>>>

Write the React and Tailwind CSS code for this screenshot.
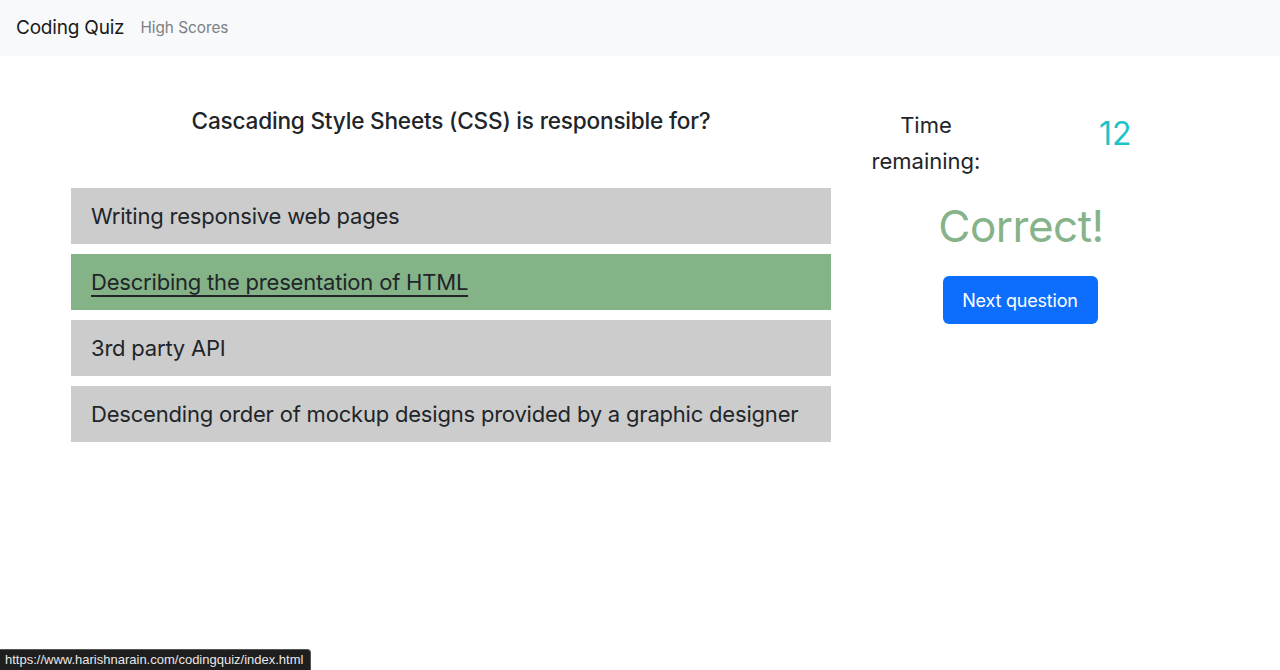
const ANSWERS = [
  { text: 'Writing responsive web pages', correct: false },
  { text: 'Describing the presentation of HTML', correct: true },
  { text: '3rd party API', correct: false },
  { text: 'Descending order of mockup designs provided by a graphic designer', correct: false },
]

export default function App() {
  return (
    <div className="min-h-[670px] bg-white text-[#212529] relative" style={{ fontFamily: 'Inter, "Noto Sans", sans-serif' }}>
      <nav className="h-14 bg-[#f8f9fa] flex items-center px-4">
        <span className="text-[19px] text-[#1a1a1a] mr-4 tracking-[-0.2px]">Coding Quiz</span>
        <span className="text-[15.3px] text-[#7b7f83]">High Scores</span>
      </nav>

      <div className="flex pl-[71px] pt-[50px]">
        <div className="w-[760px]">
          <h5 className="text-[22.6px] font-medium text-center h-[82px] leading-[30px] tracking-[-0.2px]">
            Cascading Style Sheets (CSS) is responsible for?
          </h5>
          <div className="flex flex-col gap-[10px]">
            {ANSWERS.map(a => (
              <div
                key={a.text}
                className={"h-14 flex items-center pl-5 text-[22px] tracking-[-0.2px] " + (a.correct ? 'bg-[#85b388] underline underline-offset-[5px] decoration-[1.5px]' : 'bg-[#cccccc]')}
              >
                {a.text}
              </div>
            ))}
          </div>
        </div>

        <div className="w-[380px] flex flex-col items-center">
          <div className="w-full flex pt-[1px]">
            <div className="w-[190px] text-center text-[22px] leading-[36px]">
              Time<br />remaining:
            </div>
            <div className="flex-1 pl-[78px] text-[32px] text-[#1ec3c8] leading-[44px] pt-[5px]">12</div>
          </div>
          <div className="text-[44px] text-[#86b38a] leading-[58px] mt-[18px] tracking-[-0.5px]">Correct!</div>
          <button className="mt-[21px] w-[155px] h-12 rounded-md bg-[#0d6efd] text-white text-[18px] tracking-[-0.2px] -translate-x-px">
            Next question
          </button>
        </div>
      </div>

      <div className="absolute left-0 bottom-0 h-[21px] w-[311px] bg-[#1e1e1e] rounded-tr-[4px] text-[13px] text-[#e8e8e8] flex items-center pl-[5px] border-t border-r border-[#555]" style={{ fontFamily: '"Liberation Sans", Arial, sans-serif' }}>
        https://www.harishnarain.com/codingquiz/index.html
      </div>
    </div>
  )
}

<<<

| THE EXERCISE |
Copy each line above precisely, dropping the pictures.

| ANSWER TO THIS PROBLEM |
Write the React and Tailwind CSS code for this screenshot.
const ANSWERS = [
  { text: 'Writing responsive web pages', correct: false },
  { text: 'Describing the presentation of HTML', correct: true },
  { text: '3rd party API', correct: false },
  { text: 'Descending order of mockup designs provided by a graphic designer', correct: false },
]

export default function App() {
  return (
    <div className="min-h-[670px] bg-white text-[#212529] relative" style={{ fontFamily: 'Inter, "Noto Sans", sans-serif' }}>
      <nav className="h-14 bg-[#f8f9fa] flex items-center px-4">
        <span className="text-[19px] text-[#1a1a1a] mr-4 tracking-[-0.2px]">Coding Quiz</span>
        <span className="text-[15.3px] text-[#7b7f83]">High Scores</span>
      </nav>

      <div className="flex pl-[71px] pt-[50px]">
        <div className="w-[760px]">
          <h5 className="text-[22.6px] font-medium text-center h-[82px] leading-[30px] tracking-[-0.2px]">
            Cascading Style Sheets (CSS) is responsible for?
          </h5>
          <div className="flex flex-col gap-[10px]">
            {ANSWERS.map(a => (
              <div
                key={a.text}
                className={"h-14 flex items-center pl-5 text-[22px] tracking-[-0.2px] " + (a.correct ? 'bg-[#85b388] underline underline-offset-[5px] decoration-[1.5px]' : 'bg-[#cccccc]')}
              >
                {a.text}
              </div>
            ))}
          </div>
        </div>

        <div className="w-[380px] flex flex-col items-center">
          <div className="w-full flex pt-[1px]">
            <div className="w-[190px] text-center text-[22px] leading-[36px]">
              Time<br />remaining:
            </div>
            <div className="flex-1 pl-[78px] text-[32px] text-[#1ec3c8] leading-[44px] pt-[5px]">12</div>
          </div>
          <div className="text-[44px] text-[#86b38a] leading-[58px] mt-[18px] tracking-[-0.5px]">Correct!</div>
          <button className="mt-[21px] w-[155px] h-12 rounded-md bg-[#0d6efd] text-white text-[18px] tracking-[-0.2px] -translate-x-px">
            Next question
          </button>
        </div>
      </div>

      <div className="absolute left-0 bottom-0 h-[21px] w-[311px] bg-[#1e1e1e] rounded-tr-[4px] text-[13px] text-[#e8e8e8] flex items-center pl-[5px] border-t border-r border-[#555]" style={{ fontFamily: '"Liberation Sans", Arial, sans-serif' }}>
        https://www.harishnarain.com/codingquiz/index.html
      </div>
    </div>
  )
}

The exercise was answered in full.